A stillborn FBI inquiry and a money trail from the Saudi Embassy to two of the 9/11 hijackers

By Gloria Borger, Edward T. Pound and Linda Robinson
Posted 12/1/02

On October 9, members of the special congressional committee investigating the 9/11 attacks met privately with a key FBI witness. The next day, panel members were to meet in open session with CIA Director George Tenet and FBI Director Robert Mueller. After the FBI agent finished testifying, the open meetings with Tenet and Mueller were summarily canceled. Several members were "appalled" at what informed sources described as the "explosive" testimony of Special Agent Steven Butler, who recently retired from the FBI after his final posting in the bureau's San Diego field office.

Government officials told U.S. News that Butler disclosed that he had been monitoring a flow of Saudi Arabian money that wound up in the hands of two of the 9/11 hijackers. The two men had rented a room from a man Butler had used as a confidential informant, the sources say. According to officials familiar with his account, Butler said that he had alerted his superiors about the money flows but the warning went nowhere. "Butler is claiming . . . that people [in the FBI] didn't follow up," says a congressional source. Adds another: "He saw a pattern, a trail, and he told his supervisors, but it ended there."

Roommates. In a conversation outside his home in the gated Rancho Penasquitos community in San Diego, Butler told U.S. News, "It's very sensitive stuff." Wearing a Buffalo Bills cap, Butler said, "I'd love to talk to you guys," but added that he couldn't without permission from the Justice Department.

Butler's testimony comes after disclosures that FBI executives failed to take action in response to memorandums by agency lawyers and agents in Minneapolis and Phoenix about suspicious activities involving young Muslim men enrolled in flight schools. One of the men, Zacarias Moussaoui, the so-called 20th hijacker, is awaiting trial on charges stemming from the attacks.

In his closed-door appearance on Capitol Hill, Butler described his dealings with a leader in San Diego's Muslim community, a 68-year-old man named Abdussattar Shaikh. In 2000, Shaikh rented a room in his house in a San Diego suburb, Lemon Grove, to Khalid Almihdhar and Nawaf Alhazmi. Almihdhar and Alhazmi helped hijack American Airlines Flight 77, which crashed into the Pentagon. Shaikh did not respond to a phone message.

After Butler testified, Eleanor Hill, the staff director for the 9/11 committee, detailed his statements in a memo to the Justice Department.

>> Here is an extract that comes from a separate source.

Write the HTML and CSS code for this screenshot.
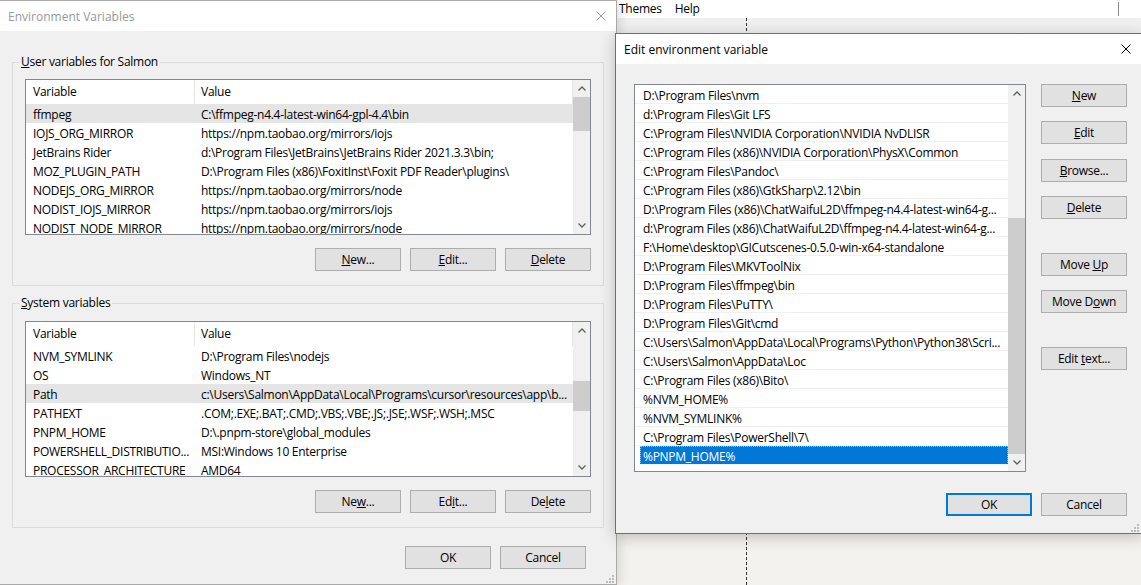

Justice officials, saying Butler's testimony is classified, declined comment. FBI officials also declined comment, saying they are pursuing "all investigative leads . . . in a thorough and confidential manner."

FBI agents and CIA officers reconstructing the activities of the 19 hijackers were intrigued by two men, Osama Basnan and Omar al-Bayoumi, Saudi nationals who lived in the United States, despite having been charged with visa fraud. Investigators say Bayoumi helped Almihdhar and Alhazmi pay their rent and even threw them a party. According to Newsweek, Bayoumi also helped the two men open a bank account and called flight schools in Florida to arrange flying lessons for them.